TASK BRIEF
Determine how many lines in these records hold "What". Only the number is wanted.

— begin —

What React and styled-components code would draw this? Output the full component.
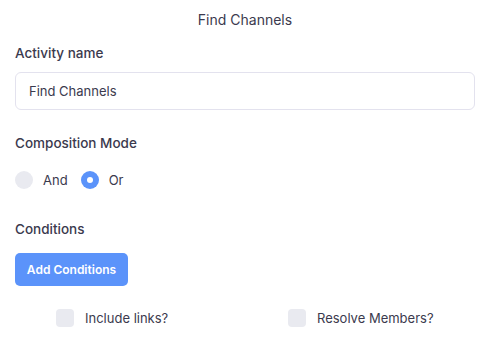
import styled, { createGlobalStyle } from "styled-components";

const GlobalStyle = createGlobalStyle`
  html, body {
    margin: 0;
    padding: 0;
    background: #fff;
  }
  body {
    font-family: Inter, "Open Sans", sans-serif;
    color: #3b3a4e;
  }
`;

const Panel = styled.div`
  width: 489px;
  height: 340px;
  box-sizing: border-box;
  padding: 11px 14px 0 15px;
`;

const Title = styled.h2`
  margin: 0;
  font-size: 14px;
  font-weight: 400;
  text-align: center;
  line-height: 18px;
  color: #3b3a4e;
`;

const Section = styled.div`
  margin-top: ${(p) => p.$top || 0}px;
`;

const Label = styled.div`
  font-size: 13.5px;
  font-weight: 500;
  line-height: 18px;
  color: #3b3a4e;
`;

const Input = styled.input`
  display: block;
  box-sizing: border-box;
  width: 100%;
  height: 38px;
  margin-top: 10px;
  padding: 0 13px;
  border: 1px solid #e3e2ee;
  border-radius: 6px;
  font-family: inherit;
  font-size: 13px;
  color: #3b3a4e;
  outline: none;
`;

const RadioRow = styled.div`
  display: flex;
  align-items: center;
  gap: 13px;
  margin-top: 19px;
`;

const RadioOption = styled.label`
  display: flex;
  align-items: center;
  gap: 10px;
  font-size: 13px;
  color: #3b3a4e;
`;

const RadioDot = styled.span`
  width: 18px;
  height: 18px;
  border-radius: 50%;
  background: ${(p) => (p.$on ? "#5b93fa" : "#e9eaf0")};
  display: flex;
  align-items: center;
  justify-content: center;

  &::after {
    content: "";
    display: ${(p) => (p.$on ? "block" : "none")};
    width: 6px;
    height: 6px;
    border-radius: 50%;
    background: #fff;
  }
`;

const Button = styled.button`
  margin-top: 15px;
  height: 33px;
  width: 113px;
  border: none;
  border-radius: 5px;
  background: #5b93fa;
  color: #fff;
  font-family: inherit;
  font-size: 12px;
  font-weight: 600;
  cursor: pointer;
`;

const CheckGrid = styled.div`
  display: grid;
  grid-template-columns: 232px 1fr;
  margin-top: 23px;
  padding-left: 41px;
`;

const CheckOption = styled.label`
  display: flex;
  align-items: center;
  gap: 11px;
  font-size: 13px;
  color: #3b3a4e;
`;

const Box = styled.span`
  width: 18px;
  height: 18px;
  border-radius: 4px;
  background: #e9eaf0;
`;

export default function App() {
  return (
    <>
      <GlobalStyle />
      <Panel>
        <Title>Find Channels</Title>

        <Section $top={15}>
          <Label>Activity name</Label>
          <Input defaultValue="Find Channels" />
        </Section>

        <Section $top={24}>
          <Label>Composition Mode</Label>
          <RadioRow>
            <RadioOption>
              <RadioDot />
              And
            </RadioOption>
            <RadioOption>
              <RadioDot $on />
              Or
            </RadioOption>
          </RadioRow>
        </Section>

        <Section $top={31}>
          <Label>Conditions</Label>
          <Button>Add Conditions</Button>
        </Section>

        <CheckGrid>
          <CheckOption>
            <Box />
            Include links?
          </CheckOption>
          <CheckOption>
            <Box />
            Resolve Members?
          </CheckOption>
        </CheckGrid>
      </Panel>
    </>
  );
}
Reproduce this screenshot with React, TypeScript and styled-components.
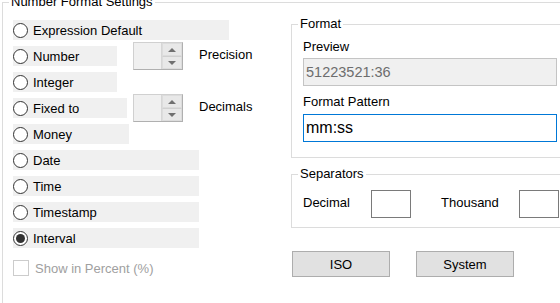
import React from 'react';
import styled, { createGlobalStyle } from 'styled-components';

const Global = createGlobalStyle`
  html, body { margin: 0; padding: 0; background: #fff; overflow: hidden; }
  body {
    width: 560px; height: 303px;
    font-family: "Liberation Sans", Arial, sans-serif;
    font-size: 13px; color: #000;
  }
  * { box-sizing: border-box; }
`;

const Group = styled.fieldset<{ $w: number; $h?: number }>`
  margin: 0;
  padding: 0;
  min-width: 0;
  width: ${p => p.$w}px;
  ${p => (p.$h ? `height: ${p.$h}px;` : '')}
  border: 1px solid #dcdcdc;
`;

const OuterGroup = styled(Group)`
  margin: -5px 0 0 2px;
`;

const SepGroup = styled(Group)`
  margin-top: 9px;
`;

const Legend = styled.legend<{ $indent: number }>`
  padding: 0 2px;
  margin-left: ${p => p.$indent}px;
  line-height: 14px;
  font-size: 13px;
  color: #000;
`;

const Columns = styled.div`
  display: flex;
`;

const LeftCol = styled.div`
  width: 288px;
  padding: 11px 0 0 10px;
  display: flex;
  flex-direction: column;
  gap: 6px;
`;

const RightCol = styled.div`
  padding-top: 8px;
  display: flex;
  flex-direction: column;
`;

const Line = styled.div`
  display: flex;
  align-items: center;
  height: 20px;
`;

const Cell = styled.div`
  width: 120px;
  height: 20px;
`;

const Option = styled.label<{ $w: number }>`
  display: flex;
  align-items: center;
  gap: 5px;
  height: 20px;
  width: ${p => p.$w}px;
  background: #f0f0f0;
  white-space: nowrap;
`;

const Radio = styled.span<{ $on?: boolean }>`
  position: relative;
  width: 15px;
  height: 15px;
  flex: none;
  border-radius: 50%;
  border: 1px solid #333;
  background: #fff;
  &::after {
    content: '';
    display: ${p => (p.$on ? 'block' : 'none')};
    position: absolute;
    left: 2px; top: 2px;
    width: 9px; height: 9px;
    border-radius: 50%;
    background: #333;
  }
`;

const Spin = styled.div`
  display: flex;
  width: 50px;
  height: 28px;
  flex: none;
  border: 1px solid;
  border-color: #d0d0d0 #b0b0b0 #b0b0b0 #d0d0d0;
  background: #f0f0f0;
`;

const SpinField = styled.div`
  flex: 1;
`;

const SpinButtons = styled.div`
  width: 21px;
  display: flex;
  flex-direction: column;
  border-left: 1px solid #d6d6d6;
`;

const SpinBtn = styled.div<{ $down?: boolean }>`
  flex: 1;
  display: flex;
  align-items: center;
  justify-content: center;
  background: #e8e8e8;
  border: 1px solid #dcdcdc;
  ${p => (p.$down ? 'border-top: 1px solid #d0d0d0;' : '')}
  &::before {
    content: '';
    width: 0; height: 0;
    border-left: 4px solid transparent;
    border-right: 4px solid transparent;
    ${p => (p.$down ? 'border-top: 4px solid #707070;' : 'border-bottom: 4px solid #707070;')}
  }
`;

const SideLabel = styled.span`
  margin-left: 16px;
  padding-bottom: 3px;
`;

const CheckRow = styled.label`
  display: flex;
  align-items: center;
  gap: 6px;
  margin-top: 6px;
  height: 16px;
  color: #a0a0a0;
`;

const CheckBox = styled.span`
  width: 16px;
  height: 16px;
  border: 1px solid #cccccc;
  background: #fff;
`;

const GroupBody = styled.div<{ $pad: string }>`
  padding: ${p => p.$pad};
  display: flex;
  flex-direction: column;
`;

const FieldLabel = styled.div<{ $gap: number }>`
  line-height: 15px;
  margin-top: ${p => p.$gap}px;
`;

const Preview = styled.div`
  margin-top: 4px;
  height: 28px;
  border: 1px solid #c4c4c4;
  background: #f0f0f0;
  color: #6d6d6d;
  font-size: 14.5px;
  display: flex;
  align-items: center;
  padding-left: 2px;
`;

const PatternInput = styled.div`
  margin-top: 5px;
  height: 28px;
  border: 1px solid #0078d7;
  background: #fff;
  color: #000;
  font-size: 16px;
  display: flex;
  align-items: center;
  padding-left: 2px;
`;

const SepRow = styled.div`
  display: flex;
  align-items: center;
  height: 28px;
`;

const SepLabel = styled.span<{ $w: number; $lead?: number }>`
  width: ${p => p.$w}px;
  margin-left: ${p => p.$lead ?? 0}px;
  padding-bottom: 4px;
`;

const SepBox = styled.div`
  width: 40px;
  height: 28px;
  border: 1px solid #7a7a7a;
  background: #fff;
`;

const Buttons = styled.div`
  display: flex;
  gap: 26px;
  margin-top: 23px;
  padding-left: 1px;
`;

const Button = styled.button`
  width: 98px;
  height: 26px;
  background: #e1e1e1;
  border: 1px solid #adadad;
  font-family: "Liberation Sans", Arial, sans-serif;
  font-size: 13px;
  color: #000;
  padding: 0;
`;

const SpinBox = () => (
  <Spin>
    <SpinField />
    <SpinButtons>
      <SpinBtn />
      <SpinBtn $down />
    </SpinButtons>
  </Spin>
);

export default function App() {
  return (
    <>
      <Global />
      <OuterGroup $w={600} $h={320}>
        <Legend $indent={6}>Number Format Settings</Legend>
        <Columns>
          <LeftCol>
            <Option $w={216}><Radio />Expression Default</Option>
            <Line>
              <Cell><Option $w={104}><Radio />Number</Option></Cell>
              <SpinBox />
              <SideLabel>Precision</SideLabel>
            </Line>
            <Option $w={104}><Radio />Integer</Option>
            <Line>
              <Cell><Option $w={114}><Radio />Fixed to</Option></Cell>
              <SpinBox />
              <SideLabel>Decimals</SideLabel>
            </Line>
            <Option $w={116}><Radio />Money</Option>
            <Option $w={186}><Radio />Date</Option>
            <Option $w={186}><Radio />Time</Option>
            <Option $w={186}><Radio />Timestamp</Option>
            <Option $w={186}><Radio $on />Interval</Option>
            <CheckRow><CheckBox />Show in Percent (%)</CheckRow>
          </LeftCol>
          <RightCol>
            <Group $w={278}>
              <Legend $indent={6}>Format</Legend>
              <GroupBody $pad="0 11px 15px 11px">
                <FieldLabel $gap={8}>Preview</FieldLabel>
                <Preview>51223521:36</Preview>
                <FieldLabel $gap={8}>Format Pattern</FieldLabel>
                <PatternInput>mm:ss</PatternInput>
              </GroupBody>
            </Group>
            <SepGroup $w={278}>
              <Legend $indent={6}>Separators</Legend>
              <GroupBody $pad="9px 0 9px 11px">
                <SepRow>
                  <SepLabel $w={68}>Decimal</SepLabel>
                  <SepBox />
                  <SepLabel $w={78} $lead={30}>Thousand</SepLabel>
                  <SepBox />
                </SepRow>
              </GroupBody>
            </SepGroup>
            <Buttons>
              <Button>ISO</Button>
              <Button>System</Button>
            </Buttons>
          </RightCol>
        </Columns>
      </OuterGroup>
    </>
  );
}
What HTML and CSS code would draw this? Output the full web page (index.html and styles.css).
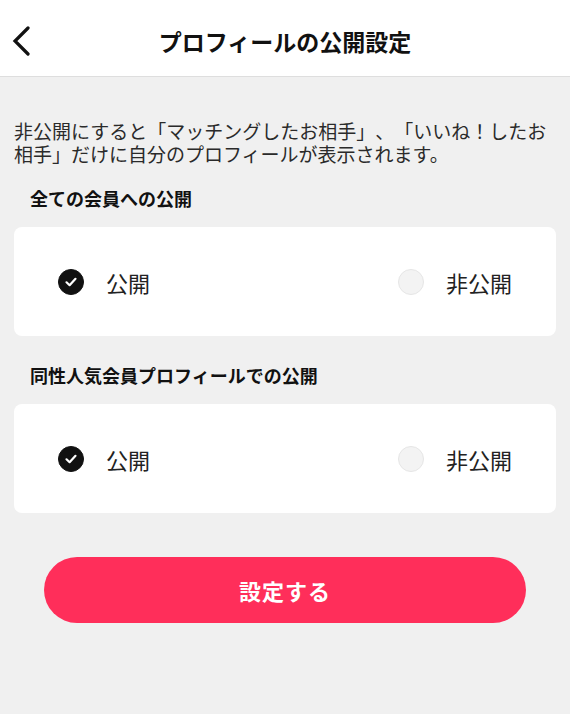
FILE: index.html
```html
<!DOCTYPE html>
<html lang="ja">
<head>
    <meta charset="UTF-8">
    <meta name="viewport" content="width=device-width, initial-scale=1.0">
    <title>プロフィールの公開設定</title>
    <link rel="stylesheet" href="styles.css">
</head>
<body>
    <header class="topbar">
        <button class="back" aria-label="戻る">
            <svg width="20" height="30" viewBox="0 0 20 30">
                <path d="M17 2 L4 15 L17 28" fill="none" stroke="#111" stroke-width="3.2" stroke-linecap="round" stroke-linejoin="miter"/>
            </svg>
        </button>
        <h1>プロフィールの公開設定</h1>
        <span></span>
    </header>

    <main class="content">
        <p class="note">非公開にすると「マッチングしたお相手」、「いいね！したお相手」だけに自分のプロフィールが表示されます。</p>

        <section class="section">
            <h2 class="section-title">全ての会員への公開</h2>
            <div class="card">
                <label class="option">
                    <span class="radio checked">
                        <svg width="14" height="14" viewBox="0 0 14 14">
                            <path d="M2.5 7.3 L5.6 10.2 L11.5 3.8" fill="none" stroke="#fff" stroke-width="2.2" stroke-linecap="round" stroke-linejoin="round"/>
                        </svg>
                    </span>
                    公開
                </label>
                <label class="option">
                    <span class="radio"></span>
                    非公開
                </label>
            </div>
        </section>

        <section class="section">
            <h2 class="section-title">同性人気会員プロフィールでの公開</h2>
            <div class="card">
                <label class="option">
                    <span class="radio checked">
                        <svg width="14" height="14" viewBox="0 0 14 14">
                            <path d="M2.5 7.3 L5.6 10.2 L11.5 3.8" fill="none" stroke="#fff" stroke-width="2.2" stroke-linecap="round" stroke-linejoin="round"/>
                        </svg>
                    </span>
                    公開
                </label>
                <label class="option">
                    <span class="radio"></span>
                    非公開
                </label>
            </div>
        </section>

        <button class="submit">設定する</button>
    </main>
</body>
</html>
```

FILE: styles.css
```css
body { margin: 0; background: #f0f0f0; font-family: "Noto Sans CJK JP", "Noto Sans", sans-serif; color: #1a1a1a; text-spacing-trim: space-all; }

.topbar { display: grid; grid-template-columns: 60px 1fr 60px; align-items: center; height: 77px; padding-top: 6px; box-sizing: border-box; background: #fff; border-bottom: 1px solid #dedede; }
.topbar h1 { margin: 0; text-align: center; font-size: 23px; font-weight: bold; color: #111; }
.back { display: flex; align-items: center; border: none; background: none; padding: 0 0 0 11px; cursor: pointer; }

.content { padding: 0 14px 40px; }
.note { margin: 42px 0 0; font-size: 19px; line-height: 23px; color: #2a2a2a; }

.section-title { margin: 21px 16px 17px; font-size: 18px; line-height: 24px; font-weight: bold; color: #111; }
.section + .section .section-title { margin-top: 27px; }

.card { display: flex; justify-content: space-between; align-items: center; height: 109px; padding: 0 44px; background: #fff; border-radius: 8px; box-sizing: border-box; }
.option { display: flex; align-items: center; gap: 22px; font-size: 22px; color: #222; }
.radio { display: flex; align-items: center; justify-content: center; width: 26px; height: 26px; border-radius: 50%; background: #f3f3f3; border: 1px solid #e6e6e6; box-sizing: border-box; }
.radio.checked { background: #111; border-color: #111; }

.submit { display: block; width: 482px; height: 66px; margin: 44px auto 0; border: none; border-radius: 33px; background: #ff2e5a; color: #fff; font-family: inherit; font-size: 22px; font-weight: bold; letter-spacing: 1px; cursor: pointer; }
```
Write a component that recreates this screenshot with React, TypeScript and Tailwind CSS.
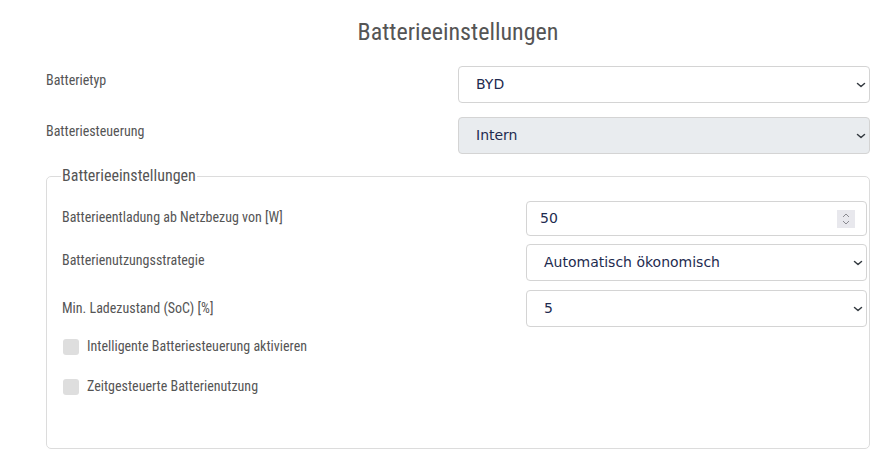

— end —

EXPECTED ANSWER
2